Behold! SpaceX's 1st Crew Dragon Spaceship Is On the Launchpad

A crew access arm reaches toward SpaceX's first Crew Dragon spacecraft atop its Falcon 9 rocket on Launch Pad 39A of NASA's Kennedy Space Center in Cape Canaveral, Florida on Jan. 3, 2019 ahead of an uncrewed test flight.
A crew access arm reaches toward SpaceX's first Crew Dragon spacecraft atop its Falcon 9 rocket on Launch Pad 39A of NASA's Kennedy Space Center in Cape Canaveral, Florida on Jan. 3, 2019 ahead of an uncrewed test flight. (Image credit: SpaceX)

The private spaceflight company SpaceX has moved its first Dragon spaceship designed for astronauts to the launchpad ahead of an uncrewed test flight that's just weeks away. 
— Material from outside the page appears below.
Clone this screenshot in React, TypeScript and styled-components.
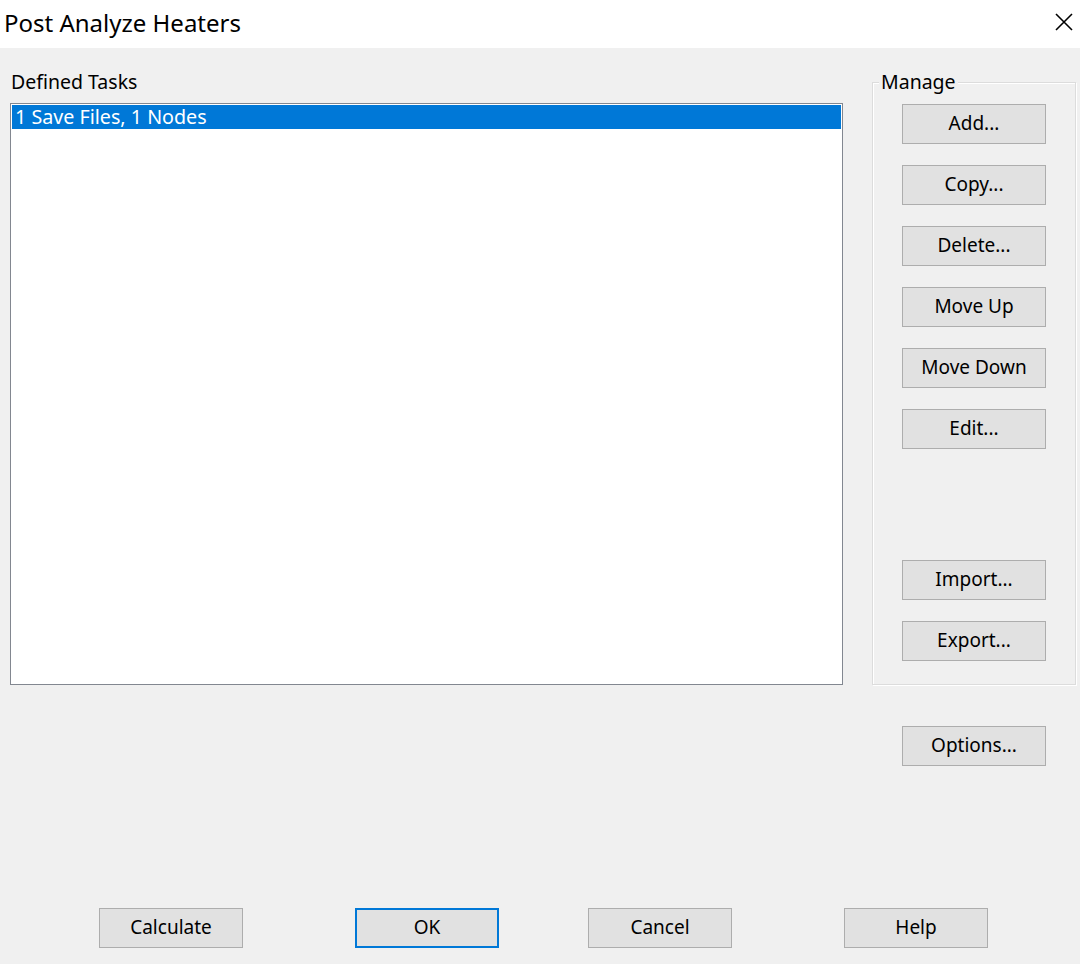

SpaceX rolled the Crew Dragon and its Falcon 9 rocket out to the historic Launch Pad 39A at NASA's Kennedy Space Center in Cape Canaveral, Florida Thursday (Jan. 3) for a test flight for NASA targeted for Jan. 17 . That schedule, however, may be delayed due to the ongoing partial government shutdown that has shuttered much of the U.S. space agency. 

Indeed, SpaceX founder and CEO Elon Musk hinted that the Crew Dragon test flight, called Demo-1, could fly later than that Jan. 17 target. "About a month away from the first orbital test flight of crew Dragon," Musk wrote on Twitter Saturday (Jan. 5). That timeline could potentially place the Crew Dragon demonstration flight in early February, though no official schedule change has been announced. [Take a Walk Through SpaceX's Crew Dragon]

If all goes well with the uncrewed test, SpaceX will launch its first crewed flight with NASA astronauts Bob Behnken and Doug Hurley. That flight was previously scheduled for June of this year.

SpaceX's first Crew Dragon and its Falcon 9 rocket stand atop Launch Pad 39A of NASA's Kennedy Space Center in Cape Canveral, Florida ahead of an uncrewed test flight scheduled for January 2019. (Image credit: SpaceX)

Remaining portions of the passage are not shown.